Most schools say black but there's scope for a variety of styles.

I think you need to take a big breath and a step backwards. I know it's normal to want to know all these things but your DS will be there for years probably and there will be lots of things that drive you batty, but you just have to get on with it.

Squooodle · 12/08/2013 21:23

They probably don't care then - our current school doesn't but the previous one did. But no school tells you they are slack on uniform - you just have to work it out. Generally reception kids start off smart and go downhill from there.

I was a late entrant but did still feel irritated I didn't get the info pack. I still think it was bad but I love dds school and the teachers. You might too. But you don't sound that relaxed - I'm not either - so the loss of control and lack of certainty is going to bug you until your ds is settled. It is pretty hellish tbh, but it does get better.
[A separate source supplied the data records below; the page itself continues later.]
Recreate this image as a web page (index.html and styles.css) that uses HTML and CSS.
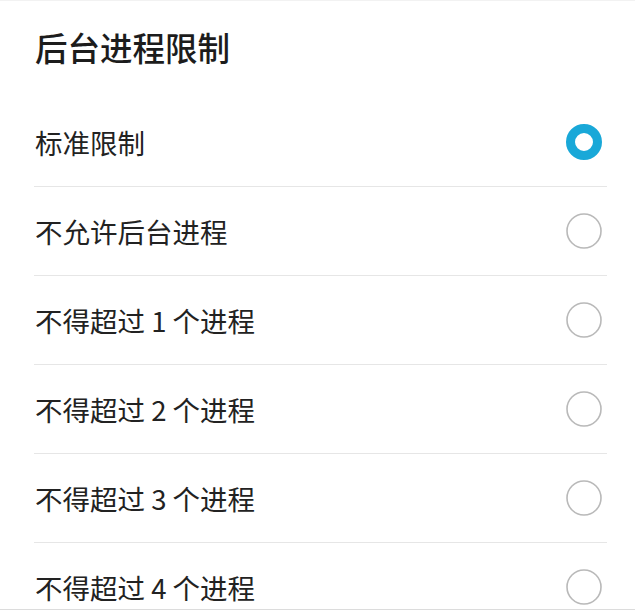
FILE: index.html
```html
<!DOCTYPE html>
<html lang="zh-CN">
<head>
  <meta charset="UTF-8">
  <meta name="viewport" content="width=device-width, initial-scale=1.0">
  <title>后台进程限制</title>
  <link rel="stylesheet" href="styles.css">
</head>
<body>
  <div class="dialog">
    <h1 class="dialog-title">后台进程限制</h1>
    <ul class="options">
      <li class="option">
        <span class="option-label">标准限制</span>
        <svg class="radio" width="38" height="38" viewBox="0 0 38 38">
          <circle cx="19" cy="19" r="13.5" fill="none" stroke="#19a8d8" stroke-width="9"/>
        </svg>
      </li>
      <li class="option">
        <span class="option-label">不允许后台进程</span>
        <svg class="radio" width="38" height="38" viewBox="0 0 38 38">
          <circle cx="19" cy="19" r="17" fill="none" stroke="#b9b9b9" stroke-width="1.6"/>
        </svg>
      </li>
      <li class="option">
        <span class="option-label">不得超过 1 个进程</span>
        <svg class="radio" width="38" height="38" viewBox="0 0 38 38">
          <circle cx="19" cy="19" r="17" fill="none" stroke="#b9b9b9" stroke-width="1.6"/>
        </svg>
      </li>
      <li class="option">
        <span class="option-label">不得超过 2 个进程</span>
        <svg class="radio" width="38" height="38" viewBox="0 0 38 38">
          <circle cx="19" cy="19" r="17" fill="none" stroke="#b9b9b9" stroke-width="1.6"/>
        </svg>
      </li>
      <li class="option">
        <span class="option-label">不得超过 3 个进程</span>
        <svg class="radio" width="38" height="38" viewBox="0 0 38 38">
          <circle cx="19" cy="19" r="17" fill="none" stroke="#b9b9b9" stroke-width="1.6"/>
        </svg>
      </li>
      <li class="option">
        <span class="option-label">不得超过 4 个进程</span>
        <svg class="radio" width="38" height="38" viewBox="0 0 38 38">
          <circle cx="19" cy="19" r="17" fill="none" stroke="#b9b9b9" stroke-width="1.6"/>
        </svg>
      </li>
    </ul>
  </div>
</body>
</html>
```

FILE: styles.css
```css
body {
  margin: 0;
  padding: 0;
  background-color: #ffffff;
  font-family: "Noto Sans CJK SC", "Noto Sans", sans-serif;
  color: #222222;
}
.dialog {
  height: 608px;
  overflow: hidden;
  border-top: 1px solid #f2f2f2;
  border-bottom: 1px solid #dcdcdc;
}
.dialog-title {
  margin: 0;
  height: 91px;
  padding: 0 0 6px 35px;
  display: flex;
  align-items: center;
  font-size: 32.5px;
  font-weight: 500;
  color: #1c1c1c;
}
.options {
  list-style: none;
  margin: 0 28px 0 34px;
  padding: 0;
}
.option {
  height: 88px;
  display: flex;
  align-items: center;
  justify-content: space-between;
  padding: 0 4px 0 1px;
  border-bottom: 1px solid #e6e6e6;
}
.option-label {
  font-size: 27.5px;
  color: #222222;
}
.radio {
  display: block;
}
```
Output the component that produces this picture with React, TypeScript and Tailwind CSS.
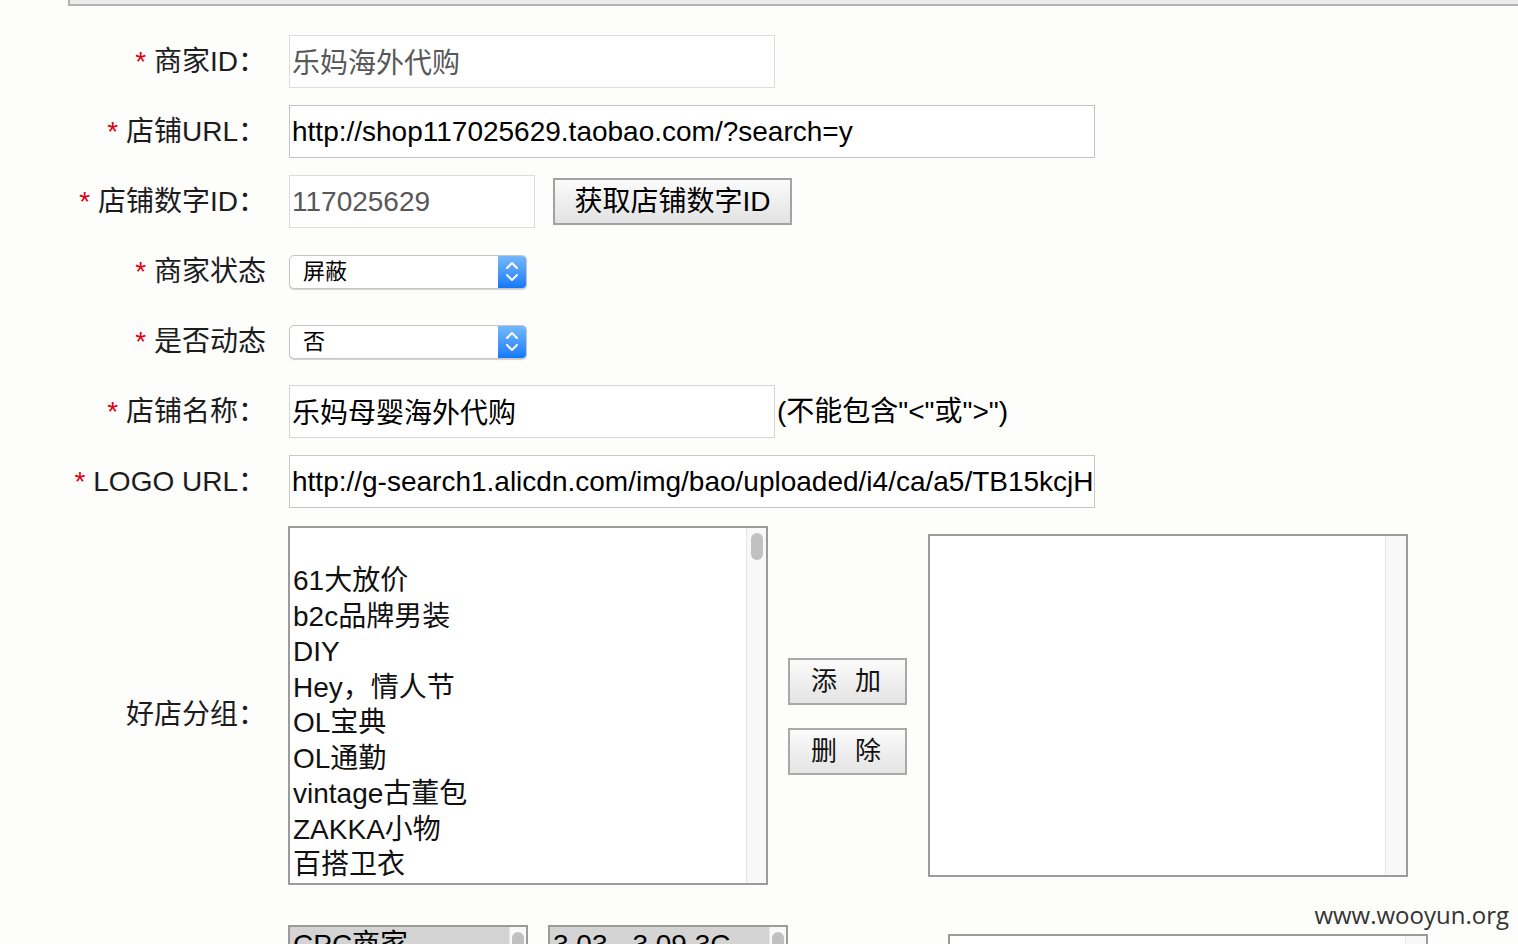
import React from "react";

const groups = [
  "",
  "61大放价",
  "b2c品牌男装",
  "DIY",
  "Hey，情人节",
  "OL宝典",
  "OL通勤",
  "vintage古董包",
  "ZAKKA小物",
  "百搭卫衣",
];

const Label = ({ required, children }: { required?: boolean; children: React.ReactNode }) => (
  <div className="w-[266px] shrink-0 text-right text-[28px] leading-[28px] text-[#1c1c1c]">
    {required && <span className="text-[#e3000f]">* </span>}
    {children}
  </div>
);

const Chevrons = () => (
  <svg width="28" height="32" viewBox="0 0 28 32" fill="none">
    <polyline points="9,12 14,7 19,12" stroke="white" strokeWidth="2" strokeLinecap="round" strokeLinejoin="round" />
    <polyline points="9,19 14,24 19,19" stroke="white" strokeWidth="2" strokeLinecap="round" strokeLinejoin="round" />
  </svg>
);

const Select = ({ value }: { value: string }) => (
  <div className="ml-[23px] flex h-[34px] w-[238px] overflow-hidden rounded-[5px] border border-[#c6c6c6] bg-white shadow-[0_1px_1px_rgba(0,0,0,0.18)]">
    <div className="flex-1 pl-[13px] text-[22px] leading-[32px] text-black">{value}</div>
    <div className="flex w-[28px] items-center justify-center bg-linear-to-b from-[#74b8fc] to-[#0f79f8]">
      <Chevrons />
    </div>
  </div>
);

const Track = ({ thumb, width = 20 }: { thumb?: boolean; width?: number }) => (
  <div
    className="flex shrink-0 justify-center border-l border-[#e6e6e6] bg-[#f8f8f8] pt-[5px]"
    style={{ width }}
  >
    {thumb && <div className="h-[27px] w-[12px] rounded-full bg-[#c1c1c1]" />}
  </div>
);

const App = () => {
  return (
    <div className="relative h-[944px] overflow-hidden bg-[#fdfdfc] font-['Liberation_Sans','Noto_Sans_CJK_SC',sans-serif]">
      {/* top panel edge */}
      <div className="ml-[68px] h-[6px] border-b-2 border-l-2 border-[#b3b3b3] bg-[#ececec]" />

      <div className="flex flex-col gap-[17px] pt-[29px]">
        <div className="flex h-[53px] items-center">
          <Label required>商家ID：</Label>
          <input
            readOnly
            value="乐妈海外代购"
            className="ml-[23px] h-[53px] w-[486px] border border-[#dcdcdc] bg-white px-[2px] pb-[2px] text-[28px] text-[#585858] outline-none"
          />
        </div>

        <div className="flex h-[53px] items-center">
          <Label required>店铺URL：</Label>
          <input
            readOnly
            value="http://shop117025629.taobao.com/?search=y"
            className="ml-[23px] h-[53px] w-[806px] border border-[#c4c4c4] bg-white px-[2px] text-[28px] text-black outline-none"
          />
        </div>

        <div className="flex h-[53px] items-center">
          <Label required>店铺数字ID：</Label>
          <input
            readOnly
            value="117025629"
            className="ml-[23px] h-[53px] w-[246px] border border-[#dcdcdc] bg-white px-[2px] text-[28px] text-[#585858] outline-none"
          />
          <button className="ml-[18px] h-[47px] w-[239px] border-2 border-[#a2a2a2] bg-linear-to-b from-[#fbfbfb] to-[#e2e2e2] text-[28px] text-black">
            获取店铺数字ID
          </button>
        </div>

        <div className="flex h-[53px] items-center">
          <Label required>商家状态</Label>
          <Select value="屏蔽" />
        </div>

        <div className="flex h-[53px] items-center">
          <Label required>是否动态</Label>
          <Select value="否" />
        </div>

        <div className="flex h-[53px] items-center">
          <Label required>店铺名称：</Label>
          <input
            readOnly
            value="乐妈母婴海外代购"
            className="ml-[23px] h-[53px] w-[486px] border border-[#d4d4d4] bg-white px-[2px] pb-[2px] text-[28px] text-black outline-none"
          />
          <span className="ml-[2px] text-[28px] text-black">(不能包含"&lt;"或"&gt;")</span>
        </div>

        <div className="flex h-[53px] items-center">
          <Label required>LOGO URL：</Label>
          <input
            readOnly
            value="http://g-search1.alicdn.com/img/bao/uploaded/i4/ca/a5/TB15kcjH"
            className="ml-[23px] h-[53px] w-[806px] border border-[#c8c8c8] bg-white px-[2px] text-[28px] text-black outline-none"
          />
        </div>

        {/* group selector */}
        <div className="mt-px flex items-start">
          <div className="mt-[175px]">
            <Label>好店分组：</Label>
          </div>
          <div className="ml-[22px] flex h-[359px] w-[480px] overflow-hidden border-2 border-[#9b9b9b] bg-white">
            <ul className="flex-1 pl-[3px] text-[28px] leading-[35.5px] text-[#111]">
              {groups.map((g, i) =>
                i === 0 ? <li key={i} className="h-[35px]" /> : <li key={i}>{g}</li>
              )}
            </ul>
            <Track thumb />
          </div>
          <div className="ml-[20px] mt-[132px] flex flex-col gap-[23px]">
            <button className="flex h-[47px] w-[119px] items-center justify-center gap-[18px] border-2 border-[#a9a9a9] bg-linear-to-b from-[#fbfbfb] to-[#e4e4e4] pr-[3px] text-[26px] text-[#111]">
              <span>添</span>
              <span>加</span>
            </button>
            <button className="flex h-[47px] w-[119px] items-center justify-center gap-[18px] border-2 border-[#a9a9a9] bg-linear-to-b from-[#fbfbfb] to-[#e4e4e4] pr-[3px] text-[26px] text-[#111]">
              <span>删</span>
              <span>除</span>
            </button>
          </div>
          <div className="ml-[21px] mt-[8px] flex h-[343px] w-[480px] border-2 border-[#9b9b9b] bg-white">
            <div className="flex-1" />
            <Track width={21} />
          </div>
        </div>

        {/* next row, cut off by the window */}
        <div className="mt-[23px] flex items-start">
          <div className="w-[266px] shrink-0" />
          <div className="ml-[22px] flex h-[90px] w-[240px] border-2 border-[#9b9b9b] bg-white">
            <div className="flex-1 text-[28px] leading-[35.5px] text-black">
              <div className="bg-[#d4d4d4] pl-[3px]">CPC商家</div>
            </div>
            <Track thumb width={17} />
          </div>
          <div className="ml-[20px] flex h-[90px] w-[240px] border-2 border-[#9b9b9b] bg-white">
            <div className="flex-1 text-[28px] leading-[35.5px] text-black">
              <div className="bg-[#d4d4d4] pl-[3px]">3.03 - 3.09 3C</div>
            </div>
            <Track thumb width={17} />
          </div>
          <div className="ml-[160px] mt-[9px] flex h-[90px] w-[480px] border-2 border-[#9b9b9b] bg-white">
            <div className="flex-1" />
            <Track width={21} />
          </div>
        </div>
      </div>

      {/* watermark */}
      <div className="absolute right-[9px] top-[897px] font-['Open_Sans',sans-serif] text-[24px] text-[#333]">
        www.wooyun.org
      </div>
    </div>
  );
};

export default App;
herbaceous · 12/08/2013 21:53

I'm not relaxed, no. At least, I would be a great deal more relaxed if I actually liked other aspects of the school so far. When I came home from the parents meeting and visit I bawled my eyes out. The site was chaotic, the other parents cold, and it was so far from what I'd wanted for my PFB. Meeting his lovely teacher allayed my fears a little, but with the general air of chaos, and lack of information/care, I just feel I'm letting my little baby into the lions den. Irrational, I know.